The main essence of a trademark is its ability to distinguish the goods and services of one person from the other. A trademark could be made up of a word, a logo, a combination of these two, a slogan, a color…anything that could be able to clearly distinguish the goods originating from a certain company. A trademark could be naturally distinctive, because of its uniqueness, different and can simply catch the minds of the consumers in relation to the origin of the goods and services. On the other hand, a trademark could be distinctive, because, it acquired its distinctiveness over many years of usage on the relevant market and the consumers tend to create an association between the trademark and the goods. Needless to say, a naturally distinctive trademark can go wild and become generic and descriptive to the point that the products will be named after it. In this case, the mark will be easily circumvented and become vulnerable to unfair competition.
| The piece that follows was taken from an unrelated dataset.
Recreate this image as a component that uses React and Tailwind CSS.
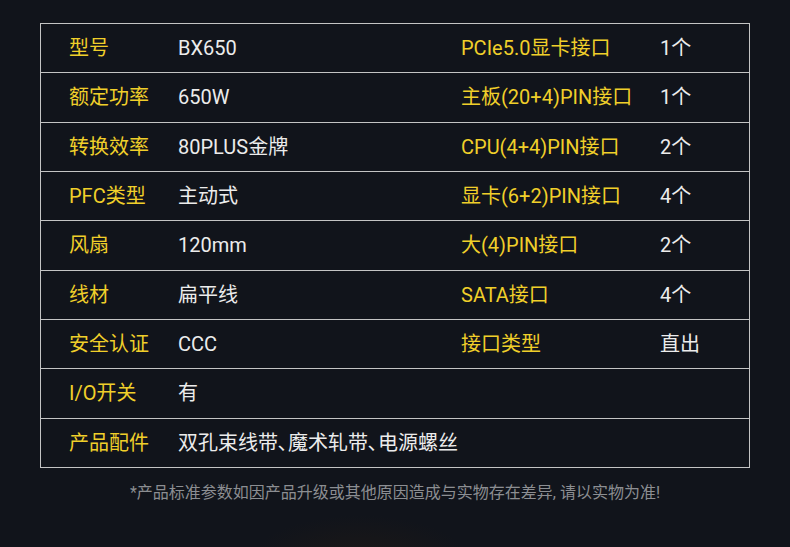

When it comes to a color trademark, it might lack distinctiveness to give protection to an entire color for a single entity. It shall not be justifiably claimed, that one party has exclusive rights to any depiction of a single color. However, when it appears that the use of that color, in the same exact manner that it has been used by another company for a justifiable period of time, it would certainly create confusion and deception on the consumer, as they will be forced to believe that the goods originate from the same undertaking. For instance, If we see the yellow color, used by the DHL courier service, they have established an acquired distinctiveness as a result of many years of usage, throughout the world. Whenever, one see a spinning yellow board across the road, they can easily identify the existence of a DHL office on that spot. This is not established because one is able to see the word mark DHL across the road, instead the color associated with the brand allows consumers to easily identify its services from the others.
Likewise, when it comes to Louboutin Shoes with red soles, the widely known red color affixed on the sole inarguably distinguishes its goods from other high hill shoe products. The Tokyo District court asserted that the red color has been commonly used on shoes to enhance the aesthetic appearance and attract consumers. In fact, red colored shoes is quite common as is for other colored shoes. What makes it distinguishable and capable of protection is the way the color is affixed on the products or the way it is associated with the product. One is considered as wearing the high end, fancy, Louboutin shoes when the color red is shown on the sole of the shoe. This reputation is generated as a result of many years of usage in the market. Trademark protection is meant to protect the reputation and goodwill of business persons engaged in the manufacturing and distribution of goods and services. Third parties will easily enjoy the reputation and goodwill of the business in the absence of trademark protection.
The stakes will be higher when it is a well-known brand such as Louboutin, as they have created an image on the consumers for the red color shoes to be considered as their brand. The Tokyo district court confirmed on its decision that the plaintiff used the trademark for two decades, but considers it to be insufficient for consideration as a well-known trademark. It is beyond surprising to see a single entity playing a dominant position in the market through its products for two long decades but this period is in-sufficient to get the status of a well-known trademark. Allowing other undertakings to use a similar trademark will harm the business interest of the plaintiff since the activities of the defendant is dishonest, misleading and deceptive. We hope the true owner and originator of the red color shoes will get protection for its brand identity through the appellate courts.